= James Holmes Sturdivant =

American chemist

James Holmes Sturdivant (1906–1972) was a chemist who worked for several years as the main research assistant to Linus Pauling at Caltech, starting in 1927. He co-authored some seminal papers with Pauling, and was co-advisor of Robert Eugene Rundle.

==Personal history==

James Sturdivant was born in Greenville, Texas, on June 22, 1906. He got is B. A. degree at the University of Texas in 1926, his M. A. in 1927, and his Ph. D. at Caltech in 1930, advised by Pauling. By December 1954 he was living at the Athenaeum, 551 South Hill Avenue, Pasadena.

Sturdivant died in Pasadena on April 21, 1972, at the age of 66, survived by his wife Arletta.

==Work==
He was instructor in Mathematics at the University of Texas from 1926 to 1927. At Caltech, he held the position of Teaching Fellow (1927-1930), Research Fellow (1930-1935), Senior Fellow in Research (1935-1938), and Assistant Professor (since 1938). As a professor, he taught X-ray crystallography.
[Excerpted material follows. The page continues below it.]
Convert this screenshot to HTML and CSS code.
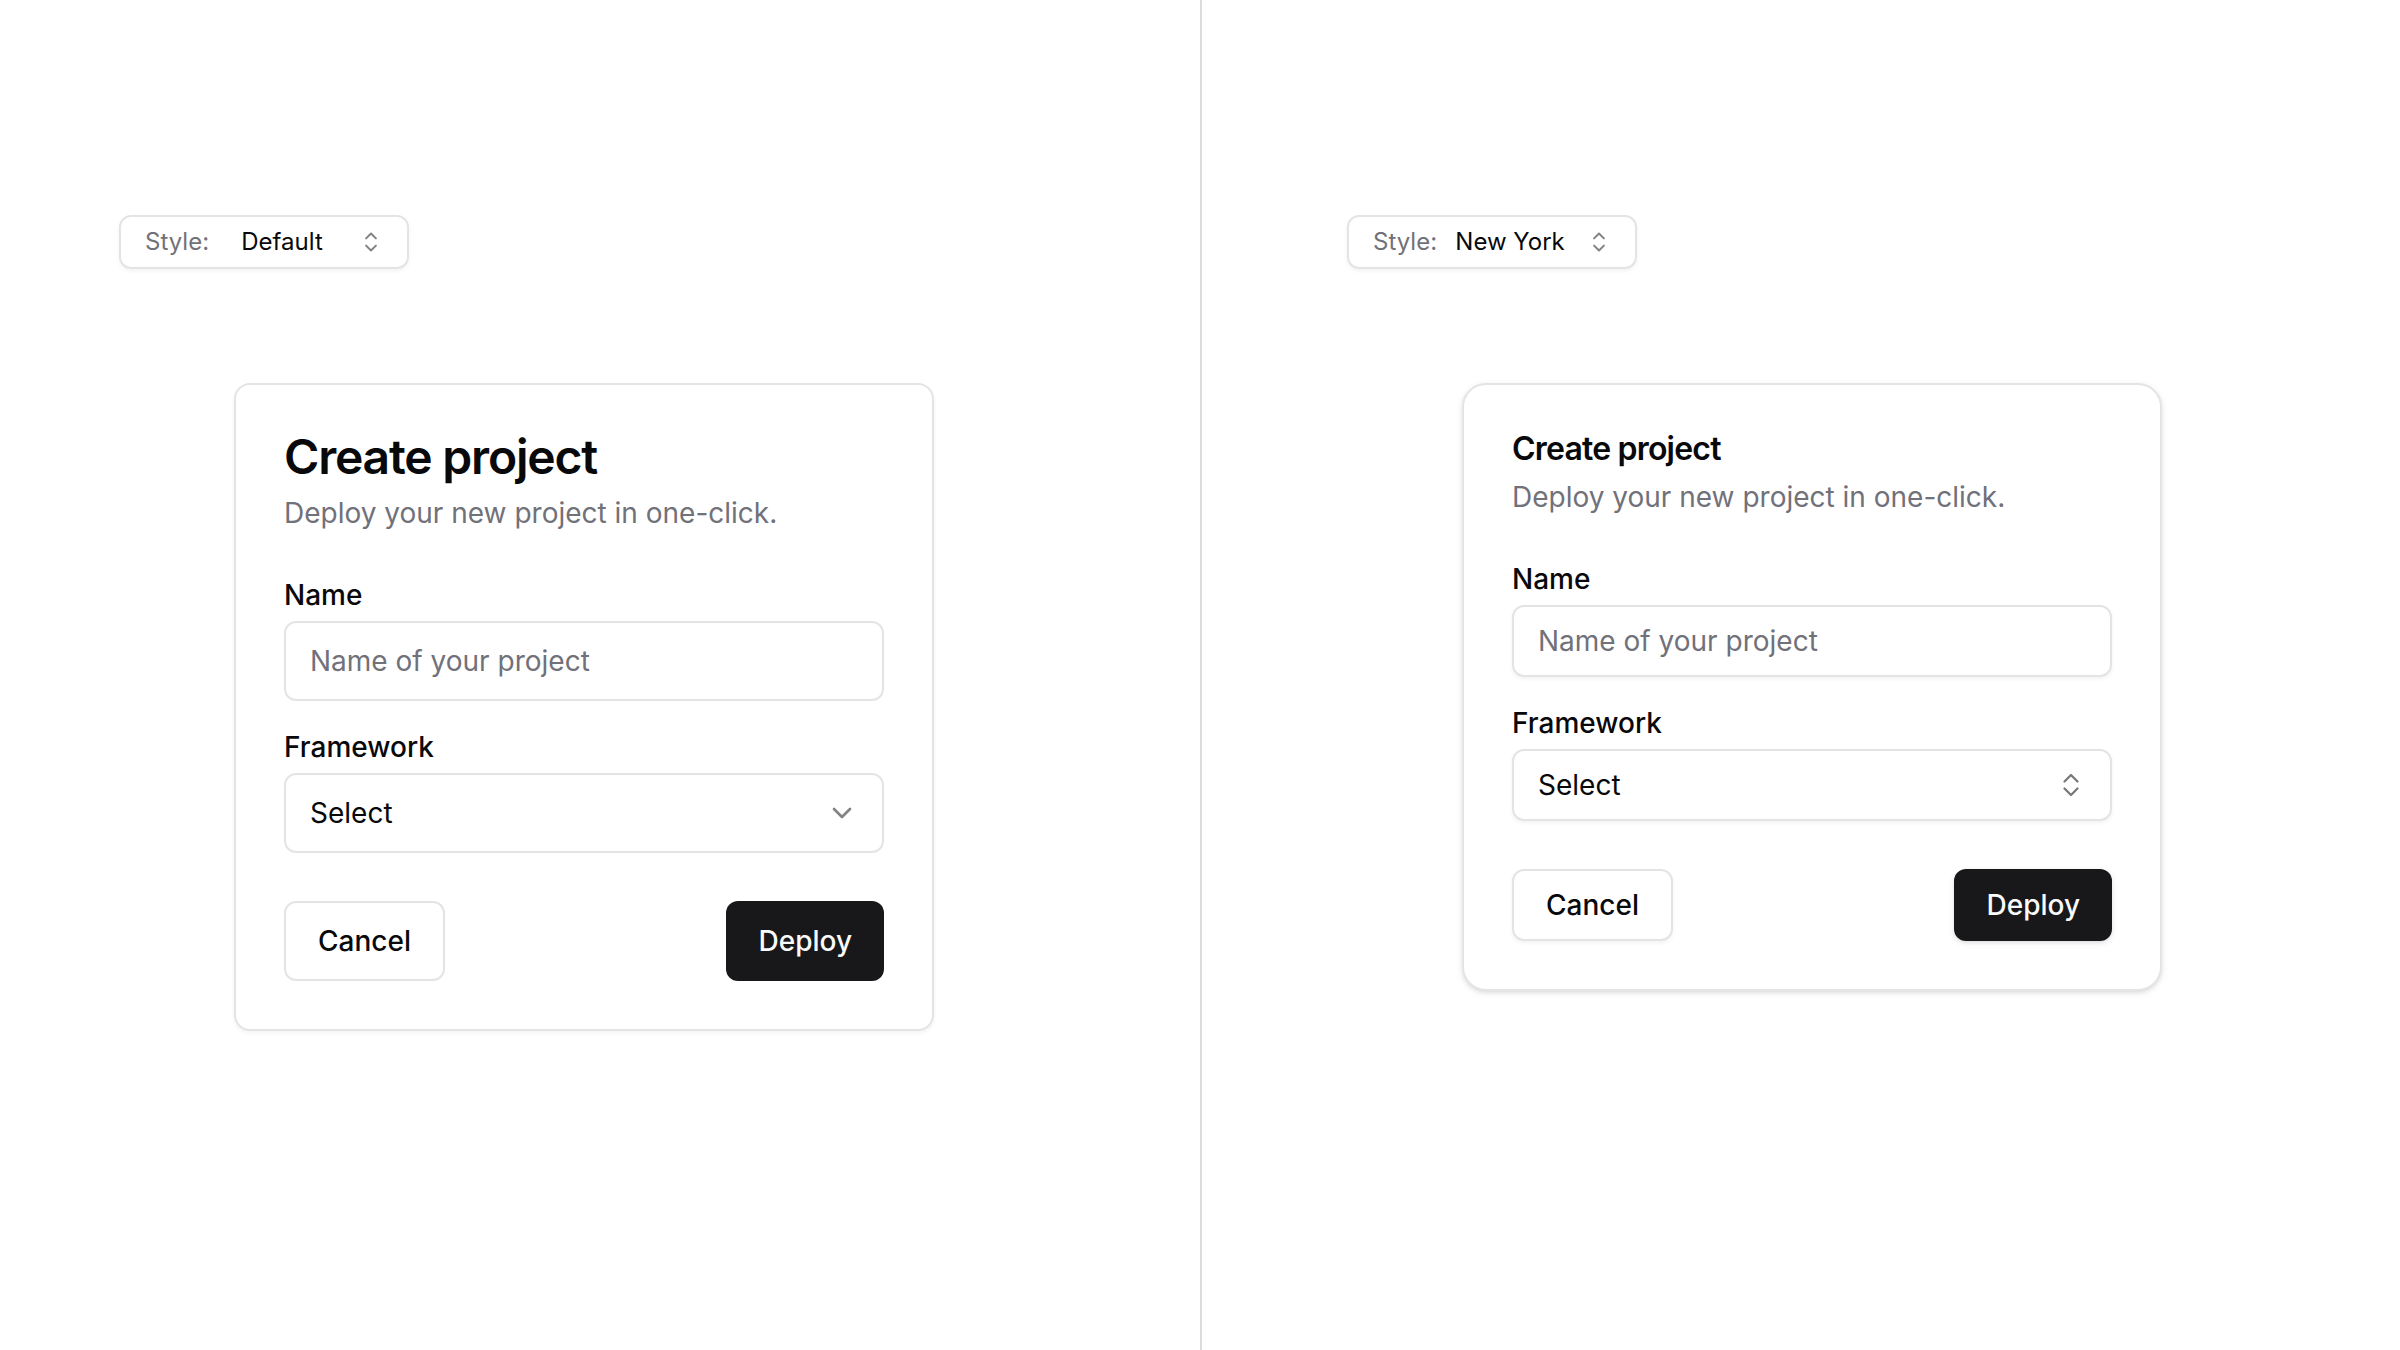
FILE: index.html
```html
<!DOCTYPE html>
<html lang="en">
<head>
<meta charset="utf-8">
<title>Style comparison</title>
<link rel="stylesheet" href="styles.css">
</head>
<body>
<main class="page">
  <section class="panel panel-left">
    <div class="switcher">
      <span class="switcher-label">Style:</span>
      <span class="switcher-value">Default</span>
      <svg class="caret-sort" viewBox="0 0 15 15" aria-hidden="true"><path d="M5.2 5.8 L7.5 3.5 L9.8 5.8 M5.2 9.2 L7.5 11.5 L9.8 9.2"/></svg>
    </div>
    <div class="card card-default">
      <div class="card-header">
        <h2 class="card-title">Create project</h2>
        <p class="card-desc">Deploy your new project in one-click.</p>
      </div>
      <form class="card-form">
        <div class="field">
          <label class="label">Name</label>
          <input class="input" type="text" placeholder="Name of your project">
        </div>
        <div class="field">
          <label class="label">Framework</label>
          <div class="select">
            <span>Select</span>
            <svg class="chevron" viewBox="0 0 24 24" aria-hidden="true"><path d="m6 9 6 6 6-6"/></svg>
          </div>
        </div>
      </form>
      <div class="card-footer">
        <button class="btn btn-outline" type="button">Cancel</button>
        <button class="btn btn-primary" type="button">Deploy</button>
      </div>
    </div>
  </section>
  <div class="divider"></div>
  <section class="panel panel-right">
    <div class="switcher">
      <span class="switcher-label">Style:</span>
      <span class="switcher-value">New York</span>
      <svg class="caret-sort" viewBox="0 0 15 15" aria-hidden="true"><path d="M5.2 5.8 L7.5 3.5 L9.8 5.8 M5.2 9.2 L7.5 11.5 L9.8 9.2"/></svg>
    </div>
    <div class="card card-ny">
      <div class="card-header">
        <h2 class="card-title">Create project</h2>
        <p class="card-desc">Deploy your new project in one-click.</p>
      </div>
      <form class="card-form">
        <div class="field">
          <label class="label">Name</label>
          <input class="input" type="text" placeholder="Name of your project">
        </div>
        <div class="field">
          <label class="label">Framework</label>
          <div class="select">
            <span>Select</span>
            <svg class="caret-big" viewBox="0 0 18 26" aria-hidden="true"><path d="M2.5 9.5 L9 3 L15.5 9.5 M2.5 16.5 L9 23 L15.5 16.5"/></svg>
          </div>
        </div>
      </form>
      <div class="card-footer">
        <button class="btn btn-outline" type="button">Cancel</button>
        <button class="btn btn-primary" type="button">Deploy</button>
      </div>
    </div>
  </section>
</main>
</body>
</html>
```
FILE: styles.css
```css
* { box-sizing: border-box; }
html, body { margin: 0; padding: 0; background: #ffffff; }
body {
  font-family: Inter, "Noto Sans", "Liberation Sans", sans-serif;
  color: #09090b;
  width: 2400px;
  height: 1350px;
  overflow: hidden;
}
.page {
  display: flex;
  width: 2400px;
  height: 1350px;
}
.panel {
  display: flex;
  flex-direction: column;
  align-items: flex-start;
  padding-top: 215px;
}
.panel-left { width: 1200px; padding-left: 119px; }
.panel-right { flex: 1; padding-left: 145px; }
.divider {
  width: 2px;
  height: 100%;
  background: #dcdce0;
  flex: none;
}

/* style switcher */
.switcher {
  width: 290px;
  height: 54px;
  display: flex;
  align-items: center;
  justify-content: space-between;
  padding: 0 20px 0 24px;
  border: 2px solid #e4e4e7;
  border-radius: 12px;
  box-shadow: 0 2px 4px rgba(0, 0, 0, 0.05);
  font-size: 24px;
  line-height: 32px;
}
.switcher-label { color: #71717a; }
.switcher-value { color: #09090b; }
.caret-sort {
  width: 32px;
  height: 32px;
  fill: none;
  stroke: #09090b;
  stroke-width: 0.95;
  stroke-linecap: round;
  stroke-linejoin: round;
  opacity: 0.5;
}
.caret-big {
  width: 18px;
  height: 26px;
  margin-right: 6px;
  fill: none;
  stroke: #09090b;
  stroke-width: 2.2;
  stroke-linecap: round;
  stroke-linejoin: round;
  opacity: 0.55;
}
.chevron {
  width: 32px;
  height: 32px;
  fill: none;
  stroke: #09090b;
  stroke-width: 2;
  stroke-linecap: round;
  stroke-linejoin: round;
  opacity: 0.5;
}

/* cards */
.card {
  width: 700px;
  margin-top: 114px;
  border: 2px solid #e4e4e7;
  background: #ffffff;
  padding: 48px;
  display: flex;
  flex-direction: column;
  gap: 48px;
}
.card-default {
  margin-left: 115px;
  border-radius: 16px;
  box-shadow: 0 2px 4px rgba(0, 0, 0, 0.05);
}
.card-ny {
  margin-left: 115px;
  border-radius: 24px;
  box-shadow: 0 2px 6px rgba(0, 0, 0, 0.1), 0 2px 4px -2px rgba(0, 0, 0, 0.1);
}
.card-header {
  display: flex;
  flex-direction: column;
  gap: 12px;
}
.card-title {
  margin: 0;
  font-weight: 600;
  letter-spacing: -0.025em;
}
.card-default .card-title { font-size: 48px; line-height: 48px; }
.card-ny .card-title { font-size: 32px; line-height: 32px; }
.card-desc {
  margin: 0;
  font-size: 28px;
  line-height: 40px;
  color: #71717a;
}
.card-form {
  display: flex;
  flex-direction: column;
  gap: 32px;
  margin: 0;
}
.field {
  display: flex;
  flex-direction: column;
  gap: 12px;
}
.label {
  font-size: 28px;
  line-height: 28px;
  font-weight: 500;
}
.input, .select {
  width: 100%;
  border: 2px solid #e4e4e7;
  border-radius: 12px;
  padding: 0 24px;
  font-family: inherit;
  font-size: 28px;
  color: #09090b;
  background: #ffffff;
  outline: none;
}
.input::placeholder { color: #71717a; opacity: 1; }
.select {
  display: flex;
  align-items: center;
  justify-content: space-between;
}
.card-default .input, .card-default .select { height: 80px; }
.card-ny .input, .card-ny .select {
  height: 72px;
  box-shadow: 0 2px 4px rgba(0, 0, 0, 0.05);
}
.card-footer {
  display: flex;
  justify-content: space-between;
  align-items: center;
}
.btn {
  font-family: inherit;
  font-size: 28px;
  font-weight: 500;
  padding: 0 32px;
  border-radius: 12px;
  cursor: pointer;
}
.card-default .btn { height: 80px; }
.card-ny .btn { height: 72px; }
.btn-outline {
  background: #ffffff;
  color: #09090b;
  border: 2px solid #e4e4e7;
}
.btn-primary {
  background: #18181b;
  color: #fafafa;
  border: none;
}
.card-ny .btn-outline { box-shadow: 0 2px 4px rgba(0, 0, 0, 0.05); }
.card-ny .btn-primary { box-shadow: 0 2px 6px rgba(0, 0, 0, 0.1), 0 2px 4px -2px rgba(0, 0, 0, 0.1); }
```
One of the first results of the collaboration with Pauling, soon after is hiring in 1927, was the elucidation of the structure of the titanium mineral brookite, that led Pauling to develop his theory of coordination bonding.

Another important result of their collaboration was the partial elucidation of the molecular structure of certain compounds discovered by Liebig in the 1830s, including melon, melem, cyameluric acid, and hydromelonic acid. They realized that those compounds had a common core with formula C_{6}N_{7}, consisting of three fused triazine rings, now known as the heptazine core.

Among many other projects, Sturdivant helped Pauling to develop a device to measure the concentration of oxygen in gases. The patent for the device was assigned to the two and to Reuben Wood, and was donated to the on condition that the authors receive a fraction of any revenue coming from it.

As manager of the Caltech instrument shop, Sturdivant helped Pauling and Corey build their prototypes of the space-filling molecular models.

He was a member of the American Chemical Society, the American Physical Society, and the American Crystallographic Association.

A lecture hall at Caltech is named "J. Holmes Sturdivant".